Machmud in the end remains loyal to the idea of PERTAMINA and the concept of production-sharing. He hopes in the end that better people and better implementation would make these concepts work well. This is perhaps the inherent limit of the study and the author's value as a life-long practitioner in this field in Indonesia - the great asset of the study - is probably also its main handicap. A larger comparative study might have shown that the PSC contract implies by its very nature the existence of a protected state company and opens up ways for the classes dominating a Third World oil producer to appropriate the mineral rent the oil extraction generates - rather than making it a lever for financial stability and economic development.

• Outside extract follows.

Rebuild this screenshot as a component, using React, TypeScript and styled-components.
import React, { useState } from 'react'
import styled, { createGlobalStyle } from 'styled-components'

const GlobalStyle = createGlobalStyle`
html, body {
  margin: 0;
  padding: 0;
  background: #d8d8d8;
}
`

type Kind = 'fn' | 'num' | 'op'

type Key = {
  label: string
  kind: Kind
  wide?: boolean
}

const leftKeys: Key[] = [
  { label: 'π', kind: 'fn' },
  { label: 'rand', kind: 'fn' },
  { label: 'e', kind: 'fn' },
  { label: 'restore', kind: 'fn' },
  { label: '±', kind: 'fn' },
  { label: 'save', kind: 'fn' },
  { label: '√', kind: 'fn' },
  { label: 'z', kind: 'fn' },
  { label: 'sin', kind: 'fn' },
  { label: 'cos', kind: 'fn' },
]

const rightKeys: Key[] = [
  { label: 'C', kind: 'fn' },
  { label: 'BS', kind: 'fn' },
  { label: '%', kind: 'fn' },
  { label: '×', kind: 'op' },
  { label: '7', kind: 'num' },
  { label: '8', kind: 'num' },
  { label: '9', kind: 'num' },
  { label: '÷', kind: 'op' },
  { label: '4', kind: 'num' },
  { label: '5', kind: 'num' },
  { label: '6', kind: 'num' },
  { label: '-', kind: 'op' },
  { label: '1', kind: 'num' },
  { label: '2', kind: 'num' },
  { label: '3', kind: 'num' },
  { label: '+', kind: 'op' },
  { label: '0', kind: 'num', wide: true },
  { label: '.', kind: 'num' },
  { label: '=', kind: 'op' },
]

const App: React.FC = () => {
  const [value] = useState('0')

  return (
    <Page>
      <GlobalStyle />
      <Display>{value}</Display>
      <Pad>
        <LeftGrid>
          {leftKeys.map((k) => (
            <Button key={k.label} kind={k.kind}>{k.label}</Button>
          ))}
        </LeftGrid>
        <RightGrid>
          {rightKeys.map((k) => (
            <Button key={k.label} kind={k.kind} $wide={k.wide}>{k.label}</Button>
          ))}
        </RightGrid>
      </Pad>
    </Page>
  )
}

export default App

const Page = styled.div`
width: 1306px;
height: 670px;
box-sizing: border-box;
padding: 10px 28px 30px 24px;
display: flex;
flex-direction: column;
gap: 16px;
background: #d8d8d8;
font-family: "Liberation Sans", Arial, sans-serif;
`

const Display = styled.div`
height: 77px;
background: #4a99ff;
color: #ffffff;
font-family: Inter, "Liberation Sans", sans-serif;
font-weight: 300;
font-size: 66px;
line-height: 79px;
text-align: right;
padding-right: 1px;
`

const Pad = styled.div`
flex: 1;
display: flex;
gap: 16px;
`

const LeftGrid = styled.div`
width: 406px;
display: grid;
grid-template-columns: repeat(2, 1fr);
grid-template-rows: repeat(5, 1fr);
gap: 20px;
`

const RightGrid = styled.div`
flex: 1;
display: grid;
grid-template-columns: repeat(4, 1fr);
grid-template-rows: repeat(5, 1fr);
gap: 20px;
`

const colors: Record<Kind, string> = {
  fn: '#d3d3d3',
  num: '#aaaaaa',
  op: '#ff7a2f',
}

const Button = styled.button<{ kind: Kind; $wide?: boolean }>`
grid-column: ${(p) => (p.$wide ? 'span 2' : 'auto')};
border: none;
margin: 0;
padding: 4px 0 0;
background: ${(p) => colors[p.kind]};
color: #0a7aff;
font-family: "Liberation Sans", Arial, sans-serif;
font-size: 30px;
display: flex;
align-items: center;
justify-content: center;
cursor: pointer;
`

My reading of the experiences with state companies and PSCs (and related contracts) from 1970s and 2000 is in the end the opposite of Machmud: An oil endowment leads in most cases to the "curse of resource endowment": it makes societies "lazy", makes them give up efforts they would have to expend to survive without the oil endowment; it focuses energies and skills on extracting rent through managing politics and bureaucracy's control over oil extraction under popular flags such as sovereignty and nationalism. The right way is to disentangle the state from the oil business; to introduce as much objectivity and transparency as possible. To expose national businesses as early as possible to competition; to maximise accountability of the inevitable decision-making that must be left with the state (licensing; tax; tax collection; regulation and rule implementation for public interest issues such as safety and environment).

This is in fact the real challenge for policy makers in producing countries, and if these challenges were effectively managed, oil would not be a curse as it is now. In the logic of such analysis, the PSC is now an obsolete instrument and the return to licensing, the creation of separate, focused state licensing agencies with no role in the commercial operations of the industry is the right one. One can still argue about the legitimacy of state-owned enterprises in countries where most of the oil would otherwise be developed by foreign companies.

My solution would not be Machmud's full-fledged support to PERTAMINA in principle (with a severe criticism of its operations in reality), but to suggest that - like Communism - something that can not work in practice is also not good in theory. Perhaps, the existence of state companies exposed to competition, with no monopolistic hold and privilege in a country, and the - time-wise limited - promotion of national private companies would accommodate the problem of complete foreign control, while not generating the rentier- and corruption-tendency of state companies operating in a crony, rather than a competitive culture.